Other non-governmental organizations (NGOs) are little better, he says. “This crisis has really opened my eyes to the so-called work that NGOs do. A lot of them are just here to make money.”

Kempson can count on two hands the number of NGO representatives he’s met, from all over the world, who expound their humanitarian plans for the refugees – improved sanitation, accommodation, medical care – and then leave the island without doing anything.

It’s not the only battle he’s had to fight. The residents of Molyvos, the nearest town and a hub of tourism, have been very hostile to efforts to help the transitory refugee population.

Kempson has had his tires slashed and been spat on by angry locals. “They think that if we’re horrible to the refugees they won’t come.”

After receiving three portable toilets for use by the refugees, Kempson’s volunteers were forbidden to put them up by the local council. “The mayor of Mytilene [Lesbos’ capital] can see what’s going on, but he’s powerless to stop it. These people rule by fear.”

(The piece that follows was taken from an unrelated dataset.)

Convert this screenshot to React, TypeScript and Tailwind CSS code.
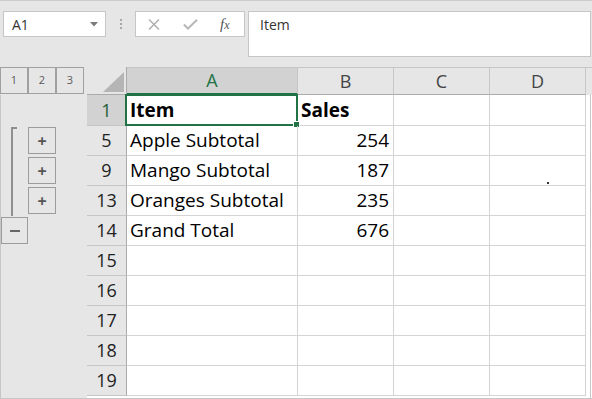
import React from 'react';

type Row = { n: number; a?: string; b?: string; bold?: boolean; numeric?: boolean };

const ROWS: Row[] = [
  { n: 1, a: 'Item', b: 'Sales', bold: true },
  { n: 5, a: 'Apple Subtotal', b: '254', numeric: true },
  { n: 9, a: 'Mango Subtotal', b: '187', numeric: true },
  { n: 13, a: 'Oranges Subtotal', b: '235', numeric: true },
  { n: 14, a: 'Grand Total', b: '676', numeric: true },
  { n: 15 },
  { n: 16 },
  { n: 17 },
  { n: 18 },
  { n: 19 },
];

const COLS = ['A', 'B', 'C', 'D'];

const PlusBox = () => (
  <div className="w-[28px] h-[27px] border border-[#9c9c9c] flex items-center justify-center text-[#555] text-[16px] font-bold leading-none">
    +
  </div>
);

const App = () => {
  return (
    <div className="w-[592px] h-[399px] bg-[#e6e6e6] overflow-hidden relative border-b border-[#c6c6c6] font-['Open_Sans',sans-serif] flex flex-col">
      {/* formula bar */}
      <div className="h-[67px] shrink-0 border-t border-[#cdcdcd] pt-[10px] flex items-start">
        <div className="ml-[3px] w-[103px] h-[26px] bg-white border border-[#c6c6c6] flex items-center pl-[8px] pr-[7px] text-[14px] text-[#333]">
          <span>A1</span>
          <svg className="ml-auto" width="8" height="5" viewBox="0 0 8 5">
            <polygon points="0,0 8,0 4,4.5" fill="#7a7a7a" />
          </svg>
        </div>
        <div className="ml-[14px] mt-[8px] flex flex-col gap-[2px]">
          <div className="w-[2px] h-[2px] bg-[#a8a8a8]" />
          <div className="w-[2px] h-[2px] bg-[#a8a8a8]" />
          <div className="w-[2px] h-[2px] bg-[#a8a8a8]" />
        </div>
        <div className="ml-[13px] w-[110px] h-[26px] bg-white border border-[#c6c6c6] flex items-center">
          <svg className="ml-[12px]" width="12" height="11" viewBox="0 0 12 11">
            <path d="M1 0.5 L11 10.5 M11 0.5 L1 10.5" stroke="#b0b0b0" strokeWidth="1.5" />
          </svg>
          <svg className="ml-[23px]" width="15" height="11" viewBox="0 0 15 11">
            <path d="M0.8 5.5 L5 9.5 L14 0.8" stroke="#b8b8b8" strokeWidth="2" fill="none" />
          </svg>
          <span className="ml-[22px] italic font-['Liberation_Serif',serif] text-[15px] text-[#555] leading-none">
            f<span className="text-[12px]">x</span>
          </span>
        </div>
        <div className="ml-[3px] w-[343px] h-[46px] bg-white border border-[#c6c6c6] pl-[11px] pt-[3px] text-[14px] leading-[20px] text-[#333]">
          Item
        </div>
      </div>

      {/* sheet */}
      <div className="flex-1 flex">
        {/* outline panel */}
        <div className="w-[87px] shrink-0 flex flex-col">
          <div className="h-[28px] flex items-start">
            {['1', '2', '3'].map((l) => (
              <div
                key={l}
                className="w-[28px] h-[27px] border border-[#a0a0a0] flex items-center justify-center text-[11px] text-[#5a5a5a]"
              >
                {l}
              </div>
            ))}
          </div>
          <div className="flex-1 border-l border-[#c6c6c6]">
            <div className="h-[31px]" />
            <div className="h-[90px] flex">
              <div className="ml-[10px] mt-[1px] w-[6px] h-[89px] border-l-2 border-t-2 border-[#8f8f8f]" />
              <div className="ml-[11px] pt-[1px] flex flex-col gap-[3px]">
                <PlusBox />
                <PlusBox />
                <PlusBox />
              </div>
            </div>
            <div className="h-[30px] pt-[1px]">
              <div className="w-[27px] h-[27px] border border-[#9c9c9c] flex items-center justify-center">
                <div className="w-[10px] h-[2px] bg-[#666]" />
              </div>
            </div>
          </div>
        </div>

        {/* grid */}
        <div className="w-[499px] shrink-0 flex flex-col bg-white">
          <div className="grid grid-cols-[40px_171px_96px_96px_96px] text-[#222]">
            {/* header row */}
            <div className="h-[28px] bg-[#e6e6e6] border-r border-b border-[#ababab] flex items-end justify-end pr-[2px] pb-[2px]">
              <svg width="21" height="20" viewBox="0 0 21 20">
                <polygon points="21,0 21,20 0,20" fill="#b5b5b5" />
              </svg>
            </div>
            {COLS.map((c) => (
              <div
                key={c}
                className={
                  c === 'A'
                    ? 'h-[28px] bg-[#d2d2d2] border-t border-r border-b-2 border-t-[#c6c6c6] border-r-[#c6c6c6] border-b-[#217346] flex items-center justify-center text-[18px] text-[#217346]'
                    : 'h-[28px] bg-[#e6e6e6] border-t border-r border-b border-[#c6c6c6] border-b-[#ababab] flex items-center justify-center text-[18px] text-[#444]'
                }
              >
                {c}
              </div>
            ))}

            {ROWS.map((r) => {
              const h = r.n === 1 ? 'h-[31px]' : 'h-[30px]';
              return (
                <React.Fragment key={r.n}>
                  <div
                    className={`${h} ${
                      r.n === 1 ? 'bg-[#d2d2d2] text-[#1f5c3a]' : 'bg-[#e6e6e6] text-[#222]'
                    } border-r border-b border-[#c6c6c6] border-r-[#ababab] flex items-center justify-center text-[18px]`}
                  >
                    {r.n}
                  </div>
                  <div
                    className={`${h} relative border-r border-b border-[#d4d4d4] flex items-center pl-[3px] text-[19px] text-black whitespace-nowrap ${
                      r.bold ? 'font-bold' : ''
                    }`}
                  >
                    {r.a}
                    {r.n === 1 && (
                      <div className="absolute -left-[2px] -top-[1px] -right-[1px] -bottom-[1px] border-2 border-[#217346]">
                        <div className="absolute -right-[4px] -bottom-[4px] w-[7px] h-[7px] bg-[#217346] border border-white" />
                      </div>
                    )}
                  </div>
                  <div
                    className={`${h} border-r border-b border-[#d4d4d4] flex items-center text-[19px] text-black whitespace-nowrap ${
                      r.numeric ? 'justify-end pr-[4px]' : 'pl-[3px]'
                    } ${r.bold ? 'font-bold' : ''}`}
                  >
                    {r.b}
                  </div>
                  <div className={`${h} border-r border-b border-[#d4d4d4]`} />
                  <div className={`${h} relative border-r border-b border-[#d4d4d4]`}>
                    {r.n === 9 && <div className="absolute left-[57px] bottom-[1px] w-[2px] h-[2px] bg-[#333]" />}
                  </div>
                </React.Fragment>
              );
            })}
          </div>
        </div>

        {/* right edge */}
        <div className="w-[6px] shrink-0 flex flex-col">
          <div className="h-[28px] bg-[#e6e6e6] border-t border-[#c6c6c6]" />
          <div className="flex-1 bg-white">
            <div className="w-[5px] h-full border-r border-[#c6c6c6]" />
          </div>
        </div>
      </div>
    </div>
  );
};

export default App;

At an open meeting of Molyvos’ Ladies Association in June to discuss the refugee crisis, a woman stood up and said, “Shoot them on the beaches.”

Not all of the locals have responded in such a violent way. Many, Kempson says, have been the first to welcome families when they arrive and attend to the infants. Staff at seafront restaurants and hotels have donated bottles of water and blankets for children. The villagers of Skala Sikaminias, a few miles northeast of Molyvos, on whose shores many refugee boats arrive, have been incredibly kind, Kempson tells IBT.

The next months will be some of the hardest the volunteers have seen this year, he says. “In the winter we’re going to lose a lot of people through hypothermia. We need all the help we can get. But [the leaders of Molyvos] don’t see it that way. They don’t care.”

But Kempson is not a man easily dissuaded. He returns to his tool kit to resume building the storage units that will house supplies for the refugees. If anyone can find a practical solution to the problem, it’s him.